Although my first post on this blog is from November 2005, I really count my blogging anniversary as January 7. Why, you may ask? Because January 7, 2006 is the day I realized that someone had left a comment on one of my posts. For the first time I understood that people were coming to visit, but for the life of me I couldn’t figure out why anyone would be interested in my ramblings about recipes! Didn’t they know that I was just a rank amateur who enjoyed playing in the kitchen and that this wasn’t supposed to be a blog, it was just an online database for my recipes? I wasn’t writing this for anyone other than myself, though I hoped it might be useful to the boys when they grew up and left home.

Fast forward two years…

Now I’m having a fabulous time playing with food, photographing the successes and failures, and sharing both with all the great people who visit. I’ve made some wonderful blogging friends and found some awesome cooking blogs! Every day I’m just amazed at and inspired by the talent in the cooking blogosphere and I keep hoping that some of it will rub off on me. Thanks to all of the readers and other bloggers for making the last two years really fun!

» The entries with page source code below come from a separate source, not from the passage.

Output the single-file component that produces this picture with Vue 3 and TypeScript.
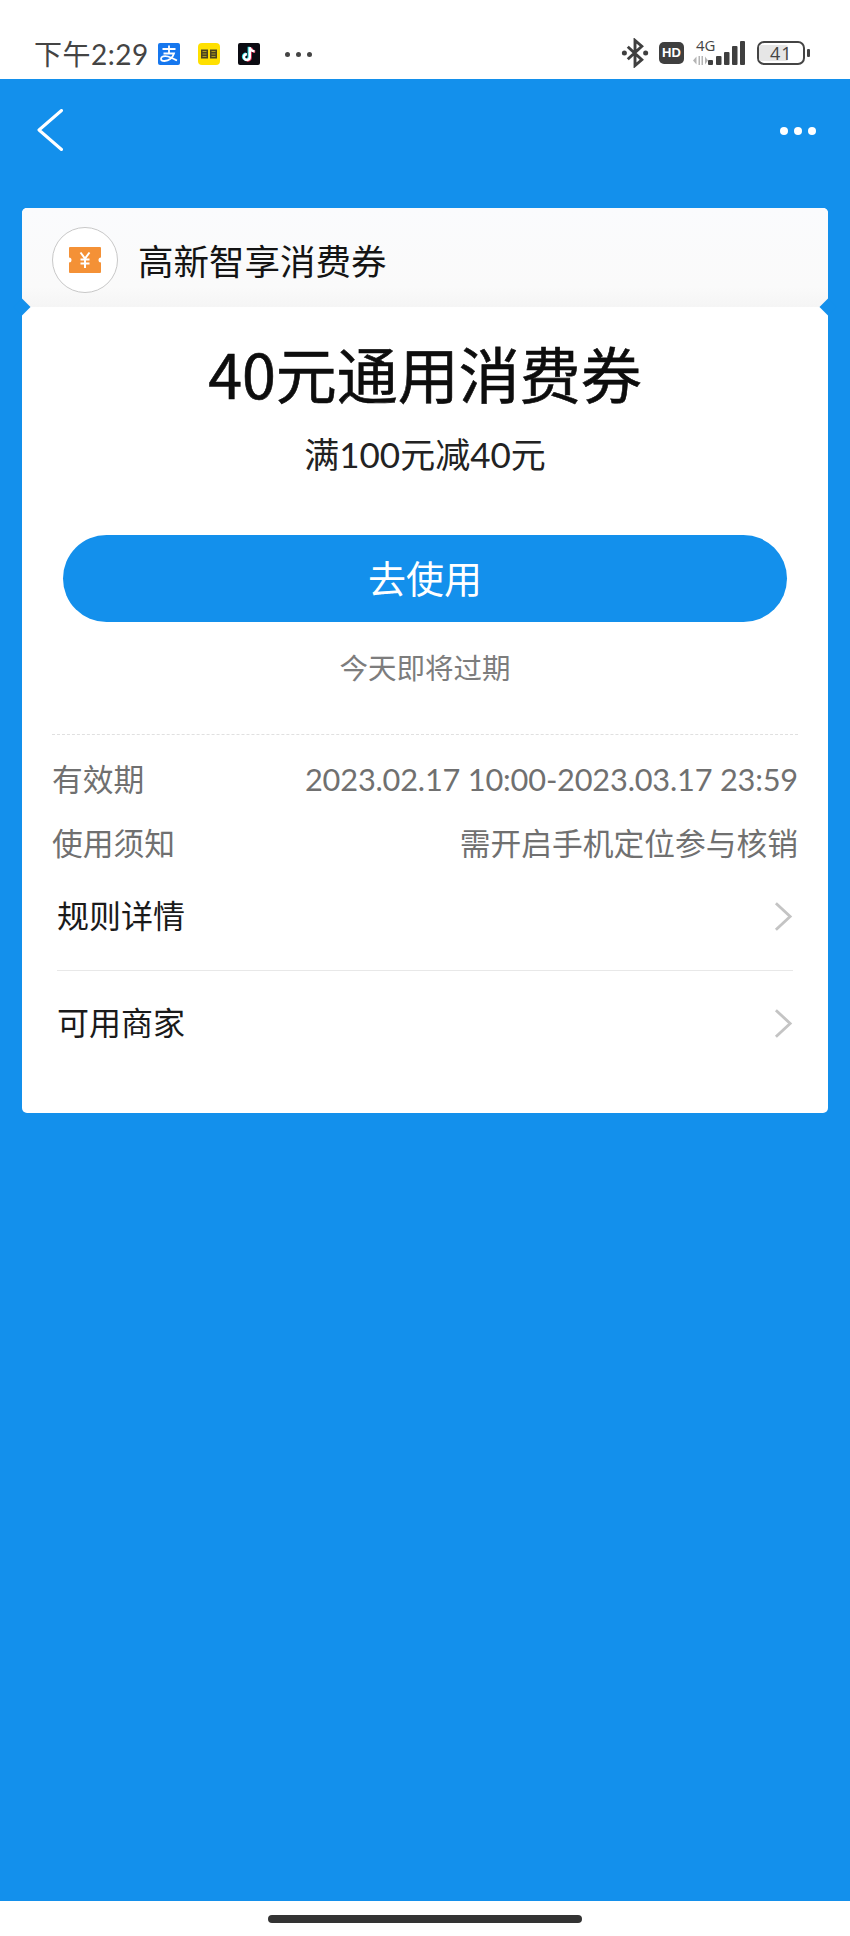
<script setup lang="ts">
const rows = [
  { label: '有效期', value: '2023.02.17 10:00-2023.03.17 23:59' },
  { label: '使用须知', value: '需开启手机定位参与核销' },
]
const links = ['规则详情', '可用商家']
</script>

<template>
  <div class="page">
    <header class="status">
      <div class="status-left">
        <span class="time">下午2:29</span>
        <svg class="app" viewBox="0 0 22 22"><rect width="22" height="22" rx="2" fill="#1677ee"/><path d="M4.500 6h13M11 2.500V10M5.500 10.500h10.500c-1.200 4-5 7.500-9.500 7.500-2 0-3.500-.8-3.500-2.300 0-2.200 3.500-3.200 7-2.200 3.500 1 6 2.700 9 4" fill="none" stroke="#fff" stroke-width="1.800"/></svg>
        <svg class="app" viewBox="0 0 22 22"><rect width="22" height="22" rx="4" fill="#ffe000"/><rect x="3" y="6.500" width="7" height="9" fill="#4a4420"/><rect x="12" y="6.500" width="7" height="9" fill="#4a4420"/><path d="M4.500 8.500h4M4.500 11h4M4.500 13.500h4M13.500 8.500h4M13.500 11h4M13.500 13.500h4" stroke="#c9b21a" stroke-width=".8"/></svg>
        <svg class="app" viewBox="0 0 22 22"><rect width="22" height="22" rx="2" fill="#0b0b12"/><path d="M10.800 3.800v9.900a2.900 2.900 0 1 1-2.900-2.900" fill="none" stroke="#27e0e8" stroke-width="2.400"/><path d="M12.600 4.800v9.900a2.900 2.900 0 0 1-3.400 2.900M13 4.800c.4 2.500 2 3.800 4.200 4" fill="none" stroke="#f0335c" stroke-width="2.400"/><path d="M11.800 4.200v9.900a2.900 2.900 0 1 1-2.900-2.900M11.800 4.200c.4 2.500 2 3.800 4.700 4" fill="none" stroke="#fff" stroke-width="2.400"/></svg>
        <span class="more-dots"><i></i><i></i><i></i></span>
      </div>
      <div class="status-right">
        <svg class="bt" viewBox="0 0 30 30"><path d="M7 8.500l14.500 13.500-7 6V2l7 6L7 21.500" fill="none" stroke="#3f3f3f" stroke-width="3"/><circle cx="3.500" cy="15" r="2.600" fill="#3f3f3f"/><circle cx="25.500" cy="15" r="2.600" fill="#3f3f3f"/></svg>
        <span class="hd">HD</span>
        <span class="signal">
          <span class="net">4G</span>
          <svg class="bars" viewBox="0 0 52 26"><path d="M3.500 16.500L0 20.500l3.500 4zM5.500 16h1.500v9H5.500zM8.500 16H10v9H8.500zM12 16.500l0 8 3-4z" fill="#b4b4b4"/><rect x="15" y="20" width="5" height="5" rx="1" fill="#3f3f3f"/><rect x="23" y="16" width="5.500" height="9" rx="1" fill="#3f3f3f"/><rect x="31" y="12" width="5.500" height="13" rx="1" fill="#3f3f3f"/><rect x="39" y="6" width="5.500" height="19" rx="1" fill="#3f3f3f"/><rect x="47" y="1" width="5" height="24" rx="1" fill="#3f3f3f"/></svg>
        </span>
        <span class="battery"><span class="level"></span><span class="pct">41</span></span>
        <span class="nub"></span>
      </div>
    </header>

    <main class="body">
      <nav class="nav">
        <svg class="back" viewBox="0 0 26 42"><path d="M24.500 1.500L2 21l22.500 19.500" fill="none" stroke="#fff" stroke-width="3" stroke-linecap="round" stroke-linejoin="round"/></svg>
        <span class="nav-dots"><i></i><i></i><i></i></span>
      </nav>

      <section class="card">
        <div class="brand">
          <span class="logo">
            <svg viewBox="0 0 32 26"><path d="M1 0h30a1 1 0 0 1 1 1v9.500a2.500 2.500 0 0 0 0 5V25a1 1 0 0 1-1 1H1a1 1 0 0 1-1-1v-9.500a2.500 2.500 0 0 0 0-5V1a1 1 0 0 1 1-1z" fill="#f49136"/><path d="M11.500 5.500l4.500 6 4.500-6M16 11.500v9.500M11.500 12.500h9M11.500 16.500h9" fill="none" stroke="#fff" stroke-width="2"/></svg>
          </span>
          <span class="brand-name">高新智享消费券</span>
        </div>

        <div class="content">
          <h1 class="title">40元通用消费券</h1>
          <p class="sub">满100元减40元</p>
          <button class="use" type="button"><span class="use-label">去使用</span></button>
          <p class="expire">今天即将过期</p>

          <div class="info">
            <div v-for="row in rows" :key="row.label" class="info-row">
              <span>{{ row.label }}</span>
              <span class="info-value">{{ row.value }}</span>
            </div>
          </div>

          <ul class="links">
            <li v-for="link in links" :key="link" class="link">
              <span class="link-label">{{ link }}</span>
              <svg viewBox="0 0 20 32"><path d="M2 2l15 14L2 30" fill="none" stroke="#c4c4c4" stroke-width="3"/></svg>
            </li>
          </ul>
        </div>
      </section>
    </main>

    <footer class="home"><span class="home-bar"></span></footer>
  </div>
</template>

<style>
html, body { margin: 0; background: #fff; }
</style>

<style scoped>
.page {
  width: 850px;
  height: 1936px;
  display: flex;
  flex-direction: column;
  background: #fff;
  font-family: "Noto Sans CJK SC", "Noto Sans", sans-serif;
  overflow: hidden;
}
.status {
  height: 79px;
  flex: none;
  box-sizing: border-box;
  padding: 0 40px 0 34px;
  display: flex;
  justify-content: space-between;
  align-items: flex-start;
}
.status-left {
  display: flex;
  align-items: center;
  height: 28px;
  margin-top: 40px;
}
.time {
  font-size: 28px;
  line-height: 28px;
  color: #444;
  width: 124px;
  white-space: nowrap;
  font-family: Lato, "Noto Sans CJK SC", sans-serif;
  font-weight: 400;
  letter-spacing: 0.5px;
}
.app { width: 22px; height: 22px; margin-right: 18px; flex: none; }
.more-dots { display: flex; gap: 6px; margin-left: 7px; }
.more-dots i { width: 5px; height: 5px; border-radius: 50%; background: #444; }
.status-right {
  display: flex;
  align-items: center;
  margin-top: 38px;
  height: 30px;
}
.bt { width: 29px; height: 30px; }
.hd {
  margin-left: 9px;
  width: 25px;
  height: 22px;
  border-radius: 5px;
  background: #3f3f3f;
  color: #fff;
  font: 700 13px/22px "Liberation Sans", sans-serif;
  text-align: center;
}
.signal { position: relative; width: 52px; height: 26px; margin-left: 9px; }
.net {
  position: absolute;
  left: 3px;
  top: -2px;
  font: 400 15px/15px "Open Sans", sans-serif;
  color: #444;
}
.bars { position: absolute; left: 0; top: 0; width: 52px; height: 26px; }
.battery {
  margin-left: 12px;
  position: relative;
  box-sizing: border-box;
  width: 48px;
  height: 24px;
  border: 2px solid #444;
  border-radius: 7px;
  display: flex;
  align-items: center;
}
.level { position: absolute; left: 0; top: 2px; bottom: 2px; width: 29px; border-radius: 2px; background: #e6e6e6; }
.pct { position: relative; margin-left: 11px; font: 400 18px/20px "Open Sans", sans-serif; color: #444; letter-spacing: 1px; }
.nub { width: 3px; height: 8px; margin-left: 2px; background: #444; border-radius: 1px; }

.body {
  flex: 1;
  background: #1390ec;
  box-sizing: border-box;
  padding: 0 22px;
}
.nav {
  height: 129px;
  display: flex;
  justify-content: space-between;
  align-items: flex-start;
}
.back { width: 26px; height: 42px; margin-top: 30px; margin-left: 15px; }
.nav-dots { display: flex; gap: 6px; margin-top: 48px; margin-right: 12px; }
.nav-dots i { width: 8px; height: 8px; border-radius: 50%; background: #fff; }

.card {
  width: 806px;
  height: 905px;
  border-radius: 5px;
  background: #fff;
  position: relative;
  display: flex;
  flex-direction: column;
  box-sizing: border-box;
}
.brand {
  height: 99px;
  flex: none;
  background: linear-gradient(#fafbfd, #fafafa 80%, #f5f5f5);
  border-radius: 5px 5px 0 0;
  box-sizing: border-box;
  padding: 19px 30px 0;
  display: flex;
  align-items: flex-start;
  position: relative;
}
.brand::before, .brand::after {
  content: "";
  position: absolute;
  bottom: -6px;
  width: 12px;
  height: 12px;
  background: #1390ec;
  transform: rotate(45deg);
}
.brand::before { left: -6px; }
.brand::after { right: -6px; }
.logo {
  width: 64px;
  height: 64px;
  border: 1px solid #c8c8c8;
  border-radius: 50%;
  background: #fff;
  display: flex;
  align-items: center;
  justify-content: center;
  flex: none;
}
.logo svg { width: 32px; height: 26px; }
.brand-name {
  margin-left: 20px;
  font-size: 35.500px;
  line-height: 66px;
  color: #141414;
  white-space: nowrap;
}
.content {
  flex: 1;
  display: flex;
  flex-direction: column;
  box-sizing: border-box;
  padding: 0 30px;
  min-height: 0;
}
.title {
  margin: 24px 0 0;
  font-size: 61px;
  line-height: 84px;
  font-weight: 400;
  -webkit-text-stroke: 0.6px #0d0d0d;
  color: #0d0d0d;
  text-align: center;
  white-space: nowrap;
}
.sub {
  margin: 17px 0 0;
  font-family: Lato, "Noto Sans CJK SC", sans-serif;
  font-size: 35px;
  line-height: 44px;
  color: #222;
  text-align: center;
}
.use {
  display: flex;
  align-items: center;
  justify-content: center;
  width: 724px;
  height: 87px;
  margin: 59px 0 0 11px;
  padding: 0 0 4px;
  box-sizing: border-box;
  border: 0;
  border-radius: 44px;
  background: #1390ec;
  color: #fff;
  font: 400 38px/50px "Noto Sans CJK SC", sans-serif;
}
.expire {
  margin: 25px 0 0;
  font-size: 28.500px;
  line-height: 40px;
  color: #7d7d7d;
  text-align: center;
}
.info {
  margin-top: 47px;
  border-top: 1px dashed #e0e0e0;
  padding-top: 22px;
  display: flex;
  flex-direction: column;
  gap: 19px;
}
.info-row {
  display: flex;
  justify-content: space-between;
  font-family: Lato, "Noto Sans CJK SC", sans-serif;
  font-size: 30.750px;
  line-height: 45px;
  color: #707070;
  white-space: nowrap;
}
.info-row:first-child .info-value { letter-spacing: -0.2px; }
.links { list-style: none; margin: -2.500px 5px 0; padding: 0; }
.link {
  height: 106px;
  display: flex;
  align-items: center;
  justify-content: space-between;
  font-size: 32px;
  color: #1a1a1a;
  box-sizing: border-box;
}
.link-label { margin-bottom: 5px; }
.link + .link { border-top: 1px solid #e8e8e8; }
.link svg { width: 19px; height: 31px; }

.home {
  height: 35px;
  flex: none;
  background: #fff;
  display: flex;
  justify-content: center;
  padding-top: 14px;
  box-sizing: border-box;
}
.home-bar { width: 314px; height: 8px; border-radius: 4px; background: #333; }
</style>
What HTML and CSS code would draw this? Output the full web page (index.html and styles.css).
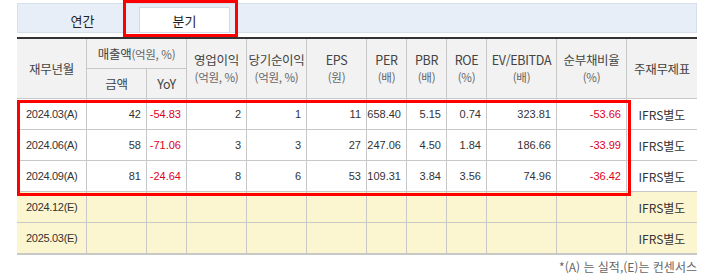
FILE: index.html
```html
<!DOCTYPE html>
<html lang="ko">
<head>
<meta charset="utf-8">
<link rel="stylesheet" href="styles.css">
</head>
<body>
<div class="wrap">
  <div class="tabs">
    <div class="tab">연간</div>
    <div class="tab active">분기</div>
  </div>
  <table class="fin">
    <colgroup>
      <col class="w70"><col class="w60"><col class="w40"><col class="w60"><col class="w60"><col class="w60">
      <col class="w40"><col class="w40"><col class="w40"><col class="w70"><col class="w70"><col class="w70">
    </colgroup>
    <thead>
      <tr class="h1">
        <th rowspan="2">재무년월</th>
        <th colspan="2">매출액<span class="sub">(억원, %)</span></th>
        <th rowspan="2">영업이익<br><span class="sub">(억원, %)</span></th>
        <th rowspan="2">당기순이익<br><span class="sub">(억원, %)</span></th>
        <th rowspan="2">EPS<br><span class="sub">(원)</span></th>
        <th rowspan="2">PER<br><span class="sub">(배)</span></th>
        <th rowspan="2">PBR<br><span class="sub">(배)</span></th>
        <th rowspan="2">ROE<br><span class="sub">(%)</span></th>
        <th rowspan="2">EV/EBITDA<br><span class="sub">(배)</span></th>
        <th rowspan="2">순부채비율<br><span class="sub">(%)</span></th>
        <th rowspan="2" class="last">주재무제표</th>
      </tr>
      <tr class="h2">
        <th>금액</th>
        <th>YoY</th>
      </tr>
    </thead>
    <tbody>
      <tr>
        <td class="date">2024.03(A)</td><td>42</td><td class="neg">-54.83</td><td>2</td><td>1</td><td>11</td><td>658.40</td><td>5.15</td><td>0.74</td><td>323.81</td><td class="neg">-53.66</td><td class="std">IFRS별도</td>
      </tr>
      <tr>
        <td class="date">2024.06(A)</td><td>58</td><td class="neg">-71.06</td><td>3</td><td>3</td><td>27</td><td>247.06</td><td>4.50</td><td>1.84</td><td>186.66</td><td class="neg">-33.99</td><td class="std">IFRS별도</td>
      </tr>
      <tr>
        <td class="date">2024.09(A)</td><td>81</td><td class="neg">-24.64</td><td>8</td><td>6</td><td>53</td><td>109.31</td><td>3.84</td><td>3.56</td><td>74.96</td><td class="neg">-36.42</td><td class="std">IFRS별도</td>
      </tr>
      <tr class="est">
        <td class="date">2024.12(E)</td><td></td><td></td><td></td><td></td><td></td><td></td><td></td><td></td><td></td><td></td><td class="std">IFRS별도</td>
      </tr>
      <tr class="est">
        <td class="date">2025.03(E)</td><td></td><td></td><td></td><td></td><td></td><td></td><td></td><td></td><td></td><td></td><td class="std">IFRS별도</td>
      </tr>
    </tbody>
  </table>
  <p class="note">*(A) 는 실적,(E)는 컨센서스</p>
  <div class="hl hl-tab"></div>
  <div class="hl hl-rows"></div>
</div>
</body>
</html>
```

FILE: styles.css
```css
html, body {
  margin: 0;
  padding: 0;
  background: #fff;
}
body {
  font-family: "Noto Sans CJK KR", "Liberation Sans", sans-serif;
  color: #333;
}
.wrap {
  position: relative;
  width: 680px;
  padding: 3px 0 0 17px;
}
.tabs {
  display: flex;
  align-items: flex-end;
  height: 28px;
  border: 1px solid #d6dee9;
  background: #e8eef8;
}
.tab {
  box-sizing: border-box;
  height: 24px;
  line-height: 25px;
  font-size: 13px;
  color: #222;
  text-align: center;
}
.tab:first-child {
  width: 121px;
  padding-left: 8px;
}
.tab.active {
  width: 91px;
  height: 25px;
  background: #fff;
  border: 1px solid #d3dae3;
  border-bottom: none;
}
.fin {
  margin-top: 4px;
  width: 680px;
  table-layout: fixed;
  border-collapse: separate;
  border-spacing: 0;
  border-top: 2px solid #333;
  border-bottom: 2px solid #c8c8c8;
  font-size: 12px;
}
.w70 { width: 70px; }
.w60 { width: 60px; }
.w40 { width: 40px; }
.fin th {
  background: #f2f2f2;
  font-weight: normal;
  color: #444;
  border-right: 1px solid #c8c8c8;
  border-bottom: 1px solid #c8c8c8;
  line-height: 17px;
  padding: 0;
  font-size: 12.5px;
  letter-spacing: -0.3px;
}
.fin th.last { border-right: none; }
.fin .sub {
  color: #666;
  font-size: 11.5px;
}
.fin tr.h1 th { height: 29px; }
.fin tr.h2 th { height: 29px; }
.fin td {
  height: 30px;
  padding: 0 5px 0 0;
  border-right: 1px solid #c8c8c8;
  border-bottom: 1px solid #c8c8c8;
  text-align: right;
  font-family: "Liberation Sans", "Noto Sans CJK KR", sans-serif;
  font-size: 11px;
  color: #333;
}
.fin tbody tr:last-child td { border-bottom: none; }
.fin td.date {
  text-align: left;
  padding-left: 9px;
  letter-spacing: -0.3px;
}
.fin td.neg { color: #e0001a; }
.fin td.std {
  text-align: center;
  padding: 0;
  border-right: none;
  font-family: "Noto Sans CJK KR", "Liberation Sans", sans-serif;
  font-size: 12px;
}
.fin tr.est td { background: #fcf6d0; }
.note {
  margin: 3px 0 0;
  text-align: right;
  font-size: 12px;
  color: #666;
}
.hl {
  position: absolute;
  box-sizing: border-box;
  border: 3px solid #ff0000;
}
.hl-tab {
  left: 123px;
  top: 0;
  width: 115px;
  height: 37px;
}
.hl-rows {
  left: 17px;
  top: 100px;
  width: 614px;
  height: 96px;
}
```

So today is a celebration day! (I forgot to do this last year, but the baby was only a few months old, I wasn’t getting any sleep, we were preparing to sell our house and move, and Michael was engrossed in preparing for his new job. Our life was busy with other things.) For the celebration I decided to tackle one of the old Daring Baker challenges. I joined The Daring Bakers in July, so I have eight challenges to make up (not a requirement for membership, just something fun I wanted to do), and I plan to do them all but not in any particular order. Since my family loves soft pretzels, I decided that should be the first make-up challenge, an appropriate choice since the pretzels were the very first Daring Baker challenge. I plan to do another make-up challenge this coming weekend–a birthday cake since birthday #42 comes on Thursday–but it’s a secret. Not my age, the cake. Will it be the flourless chocolate cake, the red velvet cake, the chocolate crepe cake, or the Gateau Saint Honore? You’ll have to come back next Monday to find out!

The boys rolling the pretzels

The pretzel recipe is pretty straight-forward, and made for a fun weekend afternoon project. The boys and I had a good time rolling them together. I gave small bits of dough to the boys because they struggled with a full-size piece. My five-year-old caught on after a few minutes, but my three-year-old had dough stuck all over his hands which upset him. “Mommy, the dough is too sticky!” We just kept cleaning his hands and flouring his hands and work space. He played with it more than anything else. Still, they enjoyed themselves and made alphabet shaped pretzels.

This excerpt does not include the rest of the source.